We are both urban legends. Anthony Mandich and Jon Mandich.

I’ve got an MMA fighter friend named Ian McCall who I plan to get up to some mischief with really soon.  We could talk about him and his competitive sexual nature.  He’s definitely a kindred spirit although I’m not too sure he  would be really that proud of such a horrible fact.

Casino Junkie Crew is one topic I plan on spending several hours regaling you with tales about.  Probably I will end up writing a book about topic alone if  live long enough.

Codependent’s reunion show, Jim Kennedy’s birthday bash, Ricky Menace’s return to the stage….all on three consecutive days starting this Friday…we will get into all the gory details of that weekend but lets wait until that weekend happens.

What else?  The Christian Facebook Army, Caffeine Magazine and my exclusion therefrom, JoJo Meadows art promotion efforts on my behalf in the UK, the state of the union of my art career and life in general, the chaos that is my room.  All of these are worthy topics and I want to get to all of them.  As you can see we have lots to discuss and I  think I’m gonna leave everybody with that for now as I have a poker tournament to play on Full Tilt at the moment, as well as a painting I am working on.

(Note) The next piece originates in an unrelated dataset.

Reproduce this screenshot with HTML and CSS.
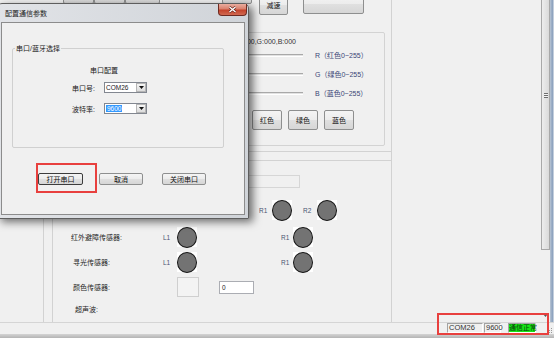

Bye Everybody.  I miss you Michelle and Kellie the Bear Woman

2 thoughts on “I, Anthony Mandich, promise to pretty much piss everybody off here

  1. There were two or three typos in that post that need to be fixed and perhaps you should start a list of all the topics that you have promised to talk about and come through on some of them. Not that a washed up knucklehead like yourself has any true fans but still it would be nice to see a complete set of the bullshit stories of anthony mandich’s bullshit life instead of just a couple of farts and no real poop. That’s my opinion there moron boy.